I am, as you know, continuously striving to be a decent human being and treat fellow members of my species with warmth and respect.
I grew up in Germany, which means hugging hello, with Mediterranean parents, meaning cheek kissing several times per day, on several cheeks, with different starting cheek directions. Today, I live in Australia, where I understand a one-kiss/half-hug combo is the appropriate greeting, and I have mastered over the years.
I don’t know about you, but I find our touchy-feely culture difficult to enjoy on most days.
If you are unlucky enough know me personally, you know that I appreciate a healthy distance; the kissing, sweaty handshaking and pressure to make otherwise physical contact with relative strangers is a difficult thing to adhere to.
When it comes to greetings, I really wish I lived in Japan, where one can bow, or wave, or just smile and it is sufficient to say hello. However, due to my love for bread, cheese and beer, I don’t think I’d be happy living there permanently. (Of course there is beer in Japan, but I am German. Enough said.)
Yet, I understand the need to make an effort in society, so I have a once-a-day hug mission. Once a day, I will give someone a hug. Most people are of course not aware of this and hug me without even appreciating that they are getting the only hug I’ll be giving that day.
I try to reserve my hugs not for greetings, but for when someone truly needs one; for example, because they just had news that emotionally stirred them up – this could be happy or sad.
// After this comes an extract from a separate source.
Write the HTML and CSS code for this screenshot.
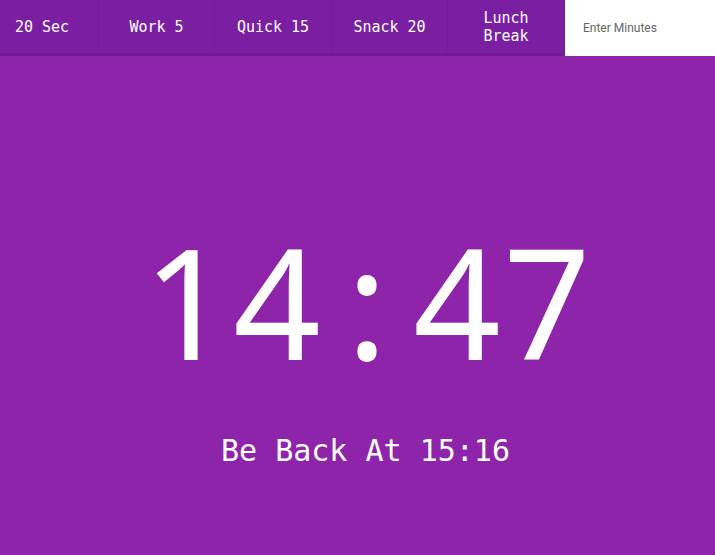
FILE: index.html
```html
<!DOCTYPE html>
<html>
<head>
<meta charset="utf-8">
<link rel="stylesheet" href="styles.css">
</head>
<body>
<header class="bar">
  <button class="btn btn-first">20 Sec</button>
  <button class="btn">Work 5</button>
  <button class="btn">Quick 15</button>
  <button class="btn">Snack 20</button>
  <button class="btn">Lunch<br>Break</button>
  <input class="minutes" type="text" placeholder="Enter Minutes">
</header>
<main class="main">
  <div class="clock"><span class="d">1</span><span class="d">4</span><span class="d">:</span><span class="d">4</span><span class="d">7</span></div>
  <div class="back">Be Back At 15:16</div>
</main>
</body>
</html>
```
FILE: styles.css
```css
html, body {
  margin: 0;
  padding: 0;
  height: 100%;
}
body {
  background: #8e24aa;
  font-family: "DejaVu Sans Mono", monospace;
  color: #fff;
  overflow: hidden;
}
.bar {
  display: grid;
  grid-template-columns: 99px 116px 117px 116px 117px 150px;
  height: 56px;
}
.btn {
  background: #7b1fa2;
  color: #fff;
  font-family: "DejaVu Sans Mono", monospace;
  font-size: 15px;
  line-height: 18px;
  border: none;
  border-right: 1px solid #711c96;
  border-bottom: 3px solid #6f1b94;
  margin: 0;
  padding: 1px 0 0 0;
  height: 56px;
}
.btn-first {
  padding-right: 14px;
}
.minutes {
  border: none;
  margin: 0;
  padding: 0 0 0 18px;
  height: 56px;
  box-sizing: border-box;
  background: #fff;
  font-family: "Roboto", "Liberation Sans", sans-serif;
  font-size: 12px;
  outline: none;
  width: 150px;
}
.minutes::placeholder {
  color: #666;
}
.main {
  display: flex;
  flex-direction: column;
  align-items: center;
  padding-top: 165px;
}
.clock {
  display: flex;
  font-family: "Noto Sans", sans-serif;
  font-size: 153px;
  line-height: 160px;
  padding-left: 19px;
}
.d {
  display: block;
  width: 90px;
  text-align: center;
}
.back {
  margin-top: 52px;
  padding-left: 16px;
  font-size: 30px;
  line-height: 36px;
}
```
Now of course, I have to make a judgement here. Is the realisation of forgetting your lunch a saddening enough experience to get a hug, when perhaps in 10mins I meet someone who’s lost their job, and I’ll have already wasted my hug on some frivolous sadness.
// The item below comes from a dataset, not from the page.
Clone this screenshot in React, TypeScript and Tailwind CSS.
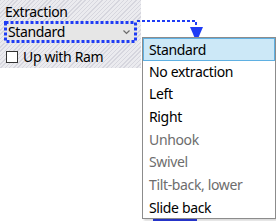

In addition, I am quite short, so hugging someone very tall can be awkward in the practical sense, and I end up being squished into someone’s chest with limited access to air; this necessarily means that a hug must be short to prevent some sort of undignified suffocation.
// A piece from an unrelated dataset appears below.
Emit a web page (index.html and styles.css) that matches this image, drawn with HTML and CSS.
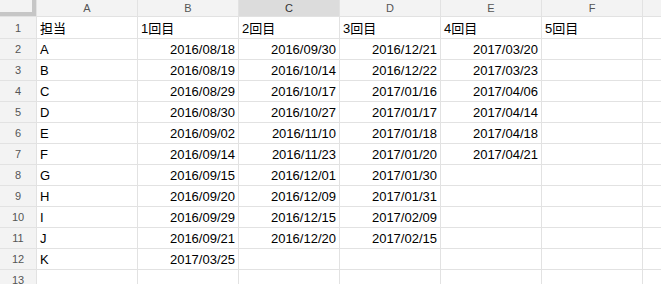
FILE: index.html
```html
<!DOCTYPE html>
<html lang="ja">
<head>
<meta charset="utf-8">
<link rel="stylesheet" href="styles.css">
</head>
<body>
<div class="sheet">
  <div class="corner"></div>
  <div class="colhead">A</div>
  <div class="colhead">B</div>
  <div class="colhead sel">C</div>
  <div class="colhead">D</div>
  <div class="colhead">E</div>
  <div class="colhead">F</div>
  <div class="colhead"></div>

  <div class="rowhead first">1</div>
  <div class="cell first">担当</div><div class="cell first">1回目</div><div class="cell first">2回目</div><div class="cell first">3回目</div><div class="cell first">4回目</div><div class="cell first">5回目</div><div class="cell first"></div>

  <div class="rowhead">2</div>
  <div class="cell">A</div><div class="cell num">2016/08/18</div><div class="cell num">2016/09/30</div><div class="cell num">2016/12/21</div><div class="cell num">2017/03/20</div><div class="cell"></div><div class="cell"></div>

  <div class="rowhead">3</div>
  <div class="cell">B</div><div class="cell num">2016/08/19</div><div class="cell num">2016/10/14</div><div class="cell num">2016/12/22</div><div class="cell num">2017/03/23</div><div class="cell"></div><div class="cell"></div>

  <div class="rowhead">4</div>
  <div class="cell">C</div><div class="cell num">2016/08/29</div><div class="cell num">2016/10/17</div><div class="cell num">2017/01/16</div><div class="cell num">2017/04/06</div><div class="cell"></div><div class="cell"></div>

  <div class="rowhead">5</div>
  <div class="cell">D</div><div class="cell num">2016/08/30</div><div class="cell num">2016/10/27</div><div class="cell num">2017/01/17</div><div class="cell num">2017/04/14</div><div class="cell"></div><div class="cell"></div>

  <div class="rowhead">6</div>
  <div class="cell">E</div><div class="cell num">2016/09/02</div><div class="cell num">2016/11/10</div><div class="cell num">2017/01/18</div><div class="cell num">2017/04/18</div><div class="cell"></div><div class="cell"></div>

  <div class="rowhead">7</div>
  <div class="cell">F</div><div class="cell num">2016/09/14</div><div class="cell num">2016/11/23</div><div class="cell num">2017/01/20</div><div class="cell num">2017/04/21</div><div class="cell"></div><div class="cell"></div>

  <div class="rowhead">8</div>
  <div class="cell">G</div><div class="cell num">2016/09/15</div><div class="cell num">2016/12/01</div><div class="cell num">2017/01/30</div><div class="cell"></div><div class="cell"></div><div class="cell"></div>

  <div class="rowhead">9</div>
  <div class="cell">H</div><div class="cell num">2016/09/20</div><div class="cell num">2016/12/09</div><div class="cell num">2017/01/31</div><div class="cell"></div><div class="cell"></div><div class="cell"></div>

  <div class="rowhead">10</div>
  <div class="cell">I</div><div class="cell num">2016/09/29</div><div class="cell num">2016/12/15</div><div class="cell num">2017/02/09</div><div class="cell"></div><div class="cell"></div><div class="cell"></div>

  <div class="rowhead">11</div>
  <div class="cell">J</div><div class="cell num">2016/09/21</div><div class="cell num">2016/12/20</div><div class="cell num">2017/02/15</div><div class="cell"></div><div class="cell"></div><div class="cell"></div>

  <div class="rowhead">12</div>
  <div class="cell">K</div><div class="cell num">2017/03/25</div><div class="cell"></div><div class="cell"></div><div class="cell"></div><div class="cell"></div><div class="cell"></div>

  <div class="rowhead">13</div>
  <div class="cell"></div><div class="cell"></div><div class="cell"></div><div class="cell"></div><div class="cell"></div><div class="cell"></div><div class="cell"></div>
</div>
</body>
</html>
```

FILE: styles.css
```css
html, body {
  margin: 0;
  padding: 0;
  background: #ffffff;
  overflow: hidden;
}

.sheet {
  display: grid;
  grid-template-columns: 36px repeat(7, 100px);
  grid-template-rows: 16px 21px repeat(12, 20px);
  gap: 1px;
  background: #e2e2e2;
  width: max-content;
  font-family: "Liberation Sans", Arial, "Noto Sans CJK JP", sans-serif;
}

.corner {
  background: #f3f3f3;
  box-sizing: border-box;
  border-right: 4px solid #c6c6c6;
  border-bottom: 4px solid #c6c6c6;
}

.colhead {
  background: #f3f3f3;
  color: #555555;
  font-size: 11px;
  display: flex;
  align-items: center;
  justify-content: center;
  line-height: 16px;
}

.colhead.sel {
  background: #dcdcdc;
  color: #333333;
}

.rowhead {
  background: #f3f3f3;
  color: #555555;
  font-size: 11px;
  display: flex;
  align-items: center;
  justify-content: center;
}

.cell {
  background: #ffffff;
  color: #000000;
  font-size: 13px;
  line-height: 16px;
  padding: 0 3px 1px 3px;
  display: flex;
  align-items: flex-end;
  white-space: nowrap;
  overflow: hidden;
}

.cell.first {
  font-family: "Liberation Sans", Arial, "Noto Sans CJK JP", sans-serif;
}

.num {
  justify-content: flex-end;
}
```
But truth be told, some hugs are quite delightful. I appreciate one that has just the right number of seconds, just the right amount of back tapping (though I am not sure how I feel about back rubbing) and one that surrounds me with a whiff of something nice-smelling. I also enjoy happy hugs, perhaps my aversion is predominantly towards the sad kind, or the kinds forced by social etiquette.
Perhaps my favourite people to hug are babies of a good hug size. I don’t mean the really small ones which still have this kind of breakable chicken-neck, I mean the ones that are perhaps just about to start walking and have some control over their own saliva.
They are soft and squeezable, they smell of baby and they giggle. When you feel the hug has come to an end, you don’t even need to make conversation – you simply give them back to whoever made them, without the need to take this relationship any further, and with no hard feelings about the abrupt end to this social interaction.